Avanzó unos pasos y luego se detuvo. A escasos metros de la falda del precipicio yacía el cuerpo de Sloane, destrozado sobre la arena. Se acercó a ella. Los ojos ambarinos ahora eran negros e inertes, cubiertos por un apagado brillo de luz de luna. La arena que rodeaba su cadáver estaba empapada en sangre. Nora sintió un escalofrío y apartó la mirada, buscando instintivamente el cuerpo del lapapieles.

No estaba en ninguna parte.

Un brusco calambre de miedo le recorrió el cuerpo y le puso alerta una vez más. Miró alrededor más despacio. Allí, en la arena, a dos metros escasos del cadáver de Sloane, había un hueco distorsionado, una depresión en el terreno, manchada y salpicada de sangre. Junto a ella, también sobre la arena, vio una concha de plata, pero ni rastro del cuerpo del lapapieles. Guiada por el instinto, dio un paso hacia atrás y se llevó la mano a la boca, escudriñando el paisaje con la mirada. Sin embargo, no había nada en el amplio espacio abierto que se extendía al pie de los precipicios.

Se volvió y echó a correr hacia el campamento bajo la luz de la luna, dirigiéndose a la tienda de urgencias médicas, mientras su pantorrilla protestaba a cada paso. Era peor de lo que había imaginado: el interior de la tienda estaba destrozado, hecho jirones, el equipo y el instrumental médico yacían desperdigados por el suelo, y el saco de dormir estaba completamente despedazado. Había manchas de sangre por todas partes, pero ningún cuerpo.

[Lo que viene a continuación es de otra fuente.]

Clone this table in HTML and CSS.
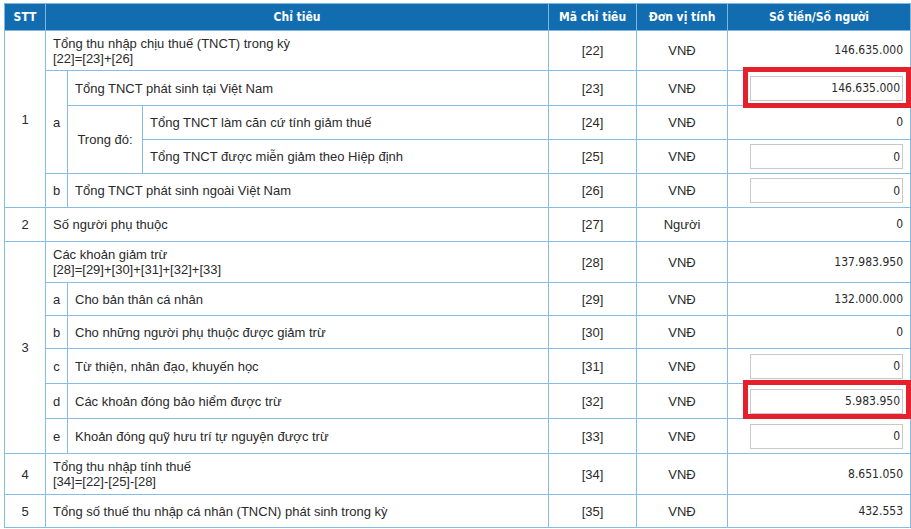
FILE: index.html
```html
<!DOCTYPE html>
<html lang="vi">
<head>
<meta charset="utf-8">
<title>Tờ khai quyết toán thuế TNCN</title>
<link rel="stylesheet" href="styles.css">
</head>
<body>
<div class="wrap">
  <table class="tk">
    <colgroup>
      <col class="c-stt"><col class="c-sub"><col class="c-td"><col class="c-text">
      <col class="c-ma"><col class="c-dv"><col class="c-val">
    </colgroup>
    <thead>
      <tr class="h">
        <th>STT</th>
        <th colspan="3">Chỉ tiêu</th>
        <th>Mã chỉ tiêu</th>
        <th>Đơn vị tính</th>
        <th>Số tiền/Số người</th>
      </tr>
    </thead>
    <tbody>
      <tr class="r40">
        <td class="ctr" rowspan="5">1</td>
        <td colspan="3">Tổng thu nhập chịu thuế (TNCT) trong kỳ<br>[22]=[23]+[26]</td>
        <td class="ctr">[22]</td><td class="ctr">VNĐ</td><td class="num">146.635.000</td>
      </tr>
      <tr class="r35">
        <td class="ctr" rowspan="3">a</td>
        <td colspan="2" class="txt">Tổng TNCT phát sinh tại Việt Nam</td>
        <td class="ctr">[23]</td><td class="ctr">VNĐ</td>
        <td class="num"><input class="inp" type="text" value="146.635.000"></td>
      </tr>
      <tr class="r34">
        <td class="ctr" rowspan="2">Trong đó:</td>
        <td class="txt">Tổng TNCT làm căn cứ tính giảm thuế</td>
        <td class="ctr">[24]</td><td class="ctr">VNĐ</td><td class="num">0</td>
      </tr>
      <tr class="r34">
        <td class="txt">Tổng TNCT được miễn giảm theo Hiệp định</td>
        <td class="ctr">[25]</td><td class="ctr">VNĐ</td>
        <td class="num"><input class="inp" type="text" value="0"></td>
      </tr>
      <tr class="r34">
        <td class="ctr">b</td>
        <td colspan="2" class="txt">Tổng TNCT phát sinh ngoài Việt Nam</td>
        <td class="ctr">[26]</td><td class="ctr">VNĐ</td>
        <td class="num"><input class="inp" type="text" value="0"></td>
      </tr>
      <tr class="r34">
        <td class="ctr">2</td>
        <td colspan="3">Số người phụ thuộc</td>
        <td class="ctr">[27]</td><td class="ctr">Người</td><td class="num">0</td>
      </tr>
      <tr class="r41">
        <td class="ctr" rowspan="6">3</td>
        <td colspan="3">Các khoản giảm trừ<br>[28]=[29]+[30]+[31]+[32]+[33]</td>
        <td class="ctr">[28]</td><td class="ctr">VNĐ</td><td class="num">137.983.950</td>
      </tr>
      <tr class="r33">
        <td class="ctr">a</td>
        <td colspan="2" class="txt">Cho bản thân cá nhân</td>
        <td class="ctr">[29]</td><td class="ctr">VNĐ</td><td class="num">132.000.000</td>
      </tr>
      <tr class="r33">
        <td class="ctr">b</td>
        <td colspan="2" class="txt">Cho những người phụ thuộc được giảm trừ</td>
        <td class="ctr">[30]</td><td class="ctr">VNĐ</td><td class="num">0</td>
      </tr>
      <tr class="r35">
        <td class="ctr">c</td>
        <td colspan="2" class="txt">Từ thiện, nhân đạo, khuyến học</td>
        <td class="ctr">[31]</td><td class="ctr">VNĐ</td>
        <td class="num"><input class="inp" type="text" value="0"></td>
      </tr>
      <tr class="r35">
        <td class="ctr">d</td>
        <td colspan="2" class="txt">Các khoản đóng bảo hiểm được trừ</td>
        <td class="ctr">[32]</td><td class="ctr">VNĐ</td>
        <td class="num"><input class="inp" type="text" value="5.983.950"></td>
      </tr>
      <tr class="r35">
        <td class="ctr">e</td>
        <td colspan="2" class="txt">Khoản đóng quỹ hưu trí tự nguyện được trừ</td>
        <td class="ctr">[33]</td><td class="ctr">VNĐ</td>
        <td class="num"><input class="inp" type="text" value="0"></td>
      </tr>
      <tr class="r41">
        <td class="ctr">4</td>
        <td colspan="3">Tổng thu nhập tính thuế<br>[34]=[22]-[25]-[28]</td>
        <td class="ctr">[34]</td><td class="ctr">VNĐ</td><td class="num">8.651.050</td>
      </tr>
      <tr class="r33">
        <td class="ctr">5</td>
        <td colspan="3">Tổng số thuế thu nhập cá nhân (TNCN) phát sinh trong kỳ</td>
        <td class="ctr">[35]</td><td class="ctr">VNĐ</td><td class="num">432.553</td>
      </tr>
    </tbody>
  </table>
  <div class="mark mark-1"></div>
  <div class="mark mark-2"></div>
</div>
</body>
</html>
```

FILE: styles.css
```css
html, body {
  margin: 0;
  padding: 0;
  background: #ffffff;
}

.wrap {
  position: relative;
  padding: 3px 0 0 4px;
}

.tk {
  border-collapse: collapse;
  table-layout: fixed;
  width: 906px;
  font-family: "Liberation Sans", Arial, sans-serif;
  font-size: 13px;
  color: #2a2a2a;
}

.c-stt { width: 41px; }
.c-sub { width: 22px; }
.c-td { width: 75px; }
.c-text { width: 406px; }
.c-ma { width: 88px; }
.c-dv { width: 91px; }
.c-val { width: 183px; }

.tk th,
.tk td {
  border: 1px solid #86bde3;
  line-height: 15px;
  vertical-align: middle;
}

.tk th {
  background: #116cb0;
  color: #ffffff;
  font-family: "DejaVu Sans Condensed", "DejaVu Sans", sans-serif;
  font-stretch: condensed;
  font-weight: bold;
  font-size: 12px;
  text-align: center;
  padding: 0 4px;
  border-color: #7fb6de;
}

.h { height: 27px; }

.tk td {
  padding: 0 7px;
  text-align: left;
}

.tk td.txt { padding-left: 7px; }

.tk td.ctr { text-align: center; padding: 0 2px; }

.tk td.num {
  text-align: right;
  padding: 0 7px 0 4px;
  font-family: "DejaVu Sans Condensed", "DejaVu Sans", sans-serif;
  font-stretch: condensed;
  font-size: 12px;
}

.r33 { height: 33px; }
.r34 { height: 34px; }
.r35 { height: 35px; }
.r40 { height: 40px; }
.r41 { height: 41px; }

.inp {
  box-sizing: border-box;
  width: 153px;
  height: 25px;
  margin: 0;
  padding: 0 2px 0 2px;
  border: 1px solid #c9c9c9;
  background: #ffffff;
  font-family: "DejaVu Sans Condensed", "DejaVu Sans", sans-serif;
  font-stretch: condensed;
  font-size: 12px;
  color: #2a2a2a;
  text-align: right;
  display: block;
  margin-left: auto;
  outline: none;
}

.mark {
  position: absolute;
  border: 5px solid #e3202b;
  box-sizing: border-box;
}

.mark-1 { left: 743px; top: 67px; width: 168px; height: 41px; }
.mark-2 { left: 743px; top: 380px; width: 168px; height: 39px; }
```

Hipando con más fuerza todavía, Nora retrocedió unos pasos y se tambaleó bajo la resplandeciente luz de la luna.

—¡Maldito seas! —gritó, volviéndose en la oscuridad—. ¡Maldito seas, monstruo de mierda!

En ese momento notó cómo un brazo delgado pero increíblemente fuerte se deslizaba por sus hombros y su cuello hasta taparle la boca. Al principio luchó por zafarse de aquellas garras, pero luego perdió toda su energía, incapaz de seguir luchando.

—Chsss… —susurró una voz suave y tranquila a sus espaldas.

La presión del brazo cedió y Nora se volvió, abriendo los ojos desorbitadamente, atónita. Era John Beiyoodzin.

—¡Usted! —exclamó.

Bajo la luz nocturna, las trenzas del anciano parecían estar pintadas de azogue. El hombre se llevó un dedo a los labios.

—Tengo a su amigo escondido en el fondo del valle.

—¿Mi amigo? —preguntó Nora, sin entender sus palabras.

—Su amigo periodista. Smithback.

—¿Bill Smithback? ¿Está vivo?

Beiyoodzin asintió con la cabeza.

Una alegría y un alivio inesperados se apoderaron de su cuerpo y tomó las manos del anciano entre las suyas con renovada energía.

—Escuche, falta otra persona. Roscoe Swire, el vaquero…

Hubo algo en la expresión de Beiyoodzin que le impidió terminar la frase.

—El hombre que cuidaba de sus caballos —dijo—. Está muerto.

—¿Muerto? No, no, no puede ser… Roscoe no… —Apartó la cabeza. La noticia era demasiado terrible.

—Encontré su cuerpo junto al río. Los lapapieles lo mataron. Ahora tenemos que largarnos.

Empezó a volverse y le hizo señas a Nora de que lo siguiera. Sin embargo, la mujer puso una mano sobre el hombro de él para detenerlo.

—Maté a uno de ellos arriba en la ciudad —le explicó, reprimiendo unas lágrimas amargas y diciéndose que debía ser fuerte—. Queda otro. Está herido, pero creo que aún sigue con vida en algún lugar del valle.

Beiyoodzin asintió.

—Ya lo sé —se limitó a decir—. Por eso debemos marcharnos cuanto antes.